La più recente “traccia” editoriale, su questo percorso, viene da “Voci della montagna” di Paola Gabrielli, pubblicato da “Nuovi Sentieri”, la casa editrice di Bepi Pellegrinon, alpinista e uomo di montagna di Falcade, nel Bellunese.

Copertina del libro “Voci dalla Montagna” di Paola Gabrielli. Disegno di Livinallongo

“Voci della montagna” è un libro complesso nella sua struttura, ma chiarissimo nella sua impostazione e nelle storie che racconta. È anche emblematico del momento storico che la realtà della regione dolomitica e ladina (dal Fodom, Livinallongo, al Brenta, val di Non) attraversa, perché lega in un unico filo persone e luoghi lungo un secolo intero, con le vicende e i mutamenti che si sono imposti. Vi si trovano diari di guerra e giochi di ragazzi, le radici del vecchio mondo contadino e le lacerazioni tecnologiche, le bellezze della natura e le promozioni umane portate dalla scuola, dalla cultura, dall’arte. É un mosaico di racconti dell’epopea ladina e dolomitica attorno ad una famiglia.

Paola Gabrielli è donna attenta e sensibile, professoressa di liceo e scrittrice già affermata. È nata e cresciuta a Cles, dove insegna, perché il padre lì era di servizio nell’Arma dei Carabinieri, ma la famiglia proviene dal Fodom ladino e il nonno era Kaserjaeger nell’esercito asburgico. Dà forza e prospettiva al libro aprirsi con due diari e chiudersi con altrettante riflessioni, per così dire “parallele”. I diari sono sulla Grande Guerra e sulle tappe di vita dell’autrice, le riflessioni sulla nuova guerra mondiale del Covid e sulla Scuola, che i conflitti ricompone. Un contrappunto. La guerra trascina nelle sue durezze (richiamato il 2 agosto 1914, subito inviato in Galizia) il nonno Silvestro, mentre la pandemia (“Cronache di un paese al coprifuoco”) porta l’autrice a vedere nella scuola la matrice e la speranza del futuro (“Cari genitori, lettera di una professoressa”). Nel mezzo ci sono altre storie, l’ “altra guerra” con i diari dello zio Guido, e dello zio Frido, con i personaggi, gli incontri, la malattia, la guarigione, la pioggia, un viaggio … quasi un calendario scolastico di momenti ed esperienze che dà profonda unità non solo ad una vita, ma al territorio che racconta: nel cuore d’Europa, fra Trento, Bolzano e Belluno, la nostra terra. Il nostro passato e il nostro futuro.

La scrittrice lascia uno spunto per interessare i lettori: “Dedico queste pagine, fra le voci della montagna, all’essere Donna di Montagna.
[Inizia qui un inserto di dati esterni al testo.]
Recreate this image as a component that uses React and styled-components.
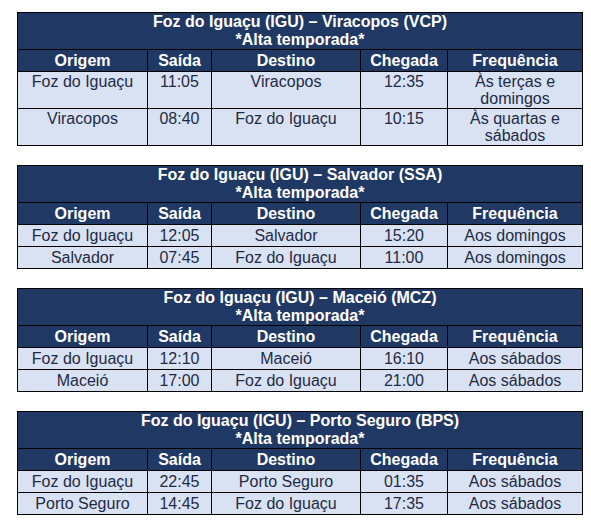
import React from 'react';
import styled, { createGlobalStyle } from "styled-components";

const GlobalStyle = createGlobalStyle`
  body {
    margin: 0;
    background: #ffffff;
    font-family: "Liberation Sans", Arial, sans-serif;
  }
`

const Page = styled.div`
  display: flex;
  flex-direction: column;
  gap: 19px;
  padding: 12px 0 0 17px;
`

const RouteTable = styled.table`
  width: 565px;
  table-layout: fixed;
  border-collapse: collapse;
  font-size: 16px;
  border: 1px solid #000;
`

const TitleCell = styled.th`
  background: #1f3864;
  color: #fff;
  font-weight: bold;
  line-height: 18px;
  padding: 0;
  border: 1px solid #000;
  text-align: center;
`

const HeadCell = styled.th`
  box-sizing: content-box;
  background: #1f3864;
  color: #fff;
  font-weight: bold;
  line-height: 18px;
  height: 20px;
  padding: 1px 2px 0;
  border: 1px solid #000;
  text-align: center;
`

const Cell = styled.td`
  box-sizing: content-box;
  background: #d9e2f3;
  color: #1f2a44;
  line-height: 17px;
  padding: ${props => props.tall ? "1px 4px 0" : "2px 4px 0"};
  height: ${props => props.tall ? "35px" : "19px"};
  border: 1px solid #000;
  text-align: center;
  vertical-align: top;
`

const widths = [130, 64, 149, 87, 135];
const heads = ["Origem", "Saída", "Destino", "Chegada", "Frequência"];

const routes = [
  {
    title: "Foz do Iguaçu (IGU) – Viracopos (VCP)",
    tall: true,
    rows: [
      ["Foz do Iguaçu", "11:05", "Viracopos", "12:35", "Às terças e domingos"],
      ["Viracopos", "08:40", "Foz do Iguaçu", "10:15", "Às quartas e sábados"],
    ],
  },
  {
    title: "Foz do Iguaçu (IGU) – Salvador (SSA)",
    rows: [
      ["Foz do Iguaçu", "12:05", "Salvador", "15:20", "Aos domingos"],
      ["Salvador", "07:45", "Foz do Iguaçu", "11:00", "Aos domingos"],
    ],
  },
  {
    title: "Foz do Iguaçu (IGU) – Maceió (MCZ)",
    rows: [
      ["Foz do Iguaçu", "12:10", "Maceió", "16:10", "Aos sábados"],
      ["Maceió", "17:00", "Foz do Iguaçu", "21:00", "Aos sábados"],
    ],
  },
  {
    title: "Foz do Iguaçu (IGU) – Porto Seguro (BPS)",
    rows: [
      ["Foz do Iguaçu", "22:45", "Porto Seguro", "01:35", "Aos sábados"],
      ["Porto Seguro", "14:45", "Foz do Iguaçu", "17:35", "Aos sábados"],
    ],
  },
];

function Route({ route }) {
  return (
    <RouteTable>
      <colgroup>
        {widths.map((w, i) => <col key={i} style={{ width: w }} />)}
      </colgroup>
      <thead>
        <tr>
          <TitleCell colSpan={5}>
            {route.title}<br />*Alta temporada*
          </TitleCell>
        </tr>
        <tr>
          {heads.map(h => <HeadCell key={h}>{h}</HeadCell>)}
        </tr>
      </thead>
      <tbody>
        {route.rows.map((row, r) => (
          <tr key={r}>
            {row.map((c, i) => <Cell key={i} tall={route.tall}>{c}</Cell>)}
          </tr>
        ))}
      </tbody>
    </RouteTable>
  );
}

export default function App() {
  return (
    <>
      <GlobalStyle />
      <Page>
        {routes.map(r => <Route key={r.title} route={r} />)}
      </Page>
    </>
  );
}
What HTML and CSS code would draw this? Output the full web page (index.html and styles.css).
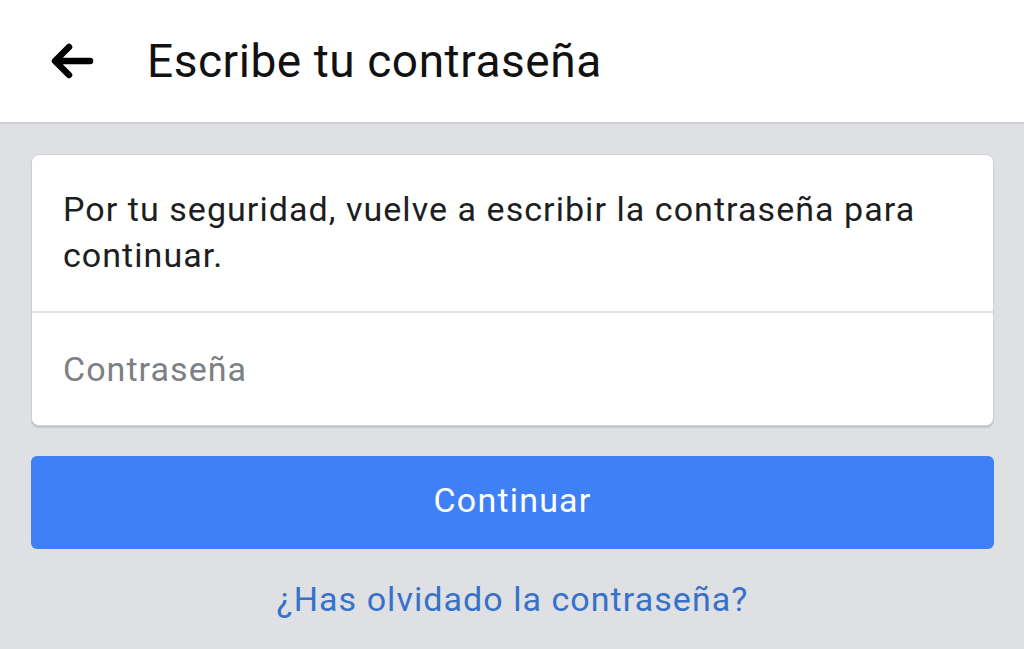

In particolare le dedico alla mia nonna Epifania, nata il 5 gennaio del 1908. Fin da piccola passavo le estati nella casa della nonna a Moè, frazione di Laste di Rocca Pietore, a 1500 metri nelle Dolomiti Bellunesi. Luglio e agosto in quota, prima dell’inizio della scuola. Come la roccia la donna di montagna è salda nelle sue convinzioni e non vacilla di fronte alle prove della vita. Non cede ai compromessi e trova sempre una via nelle difficoltà. Se lascia andare alcune rocce è solo per alleggerirsi di pesi inutili, che non le appartengono più. Conosce il freddo dell’inverno, che si ripresenta nelle diverse stagioni della vita, ma il suo nucleo è caldo. (….) É come la montagna, gli scalatori esperti ne vedono la sfida e il valore. É per chi sa giungere dove c’è sempre il sole, dove nelle giornate terse di settembre si riscopre nel silenzio l’anima del mondo.”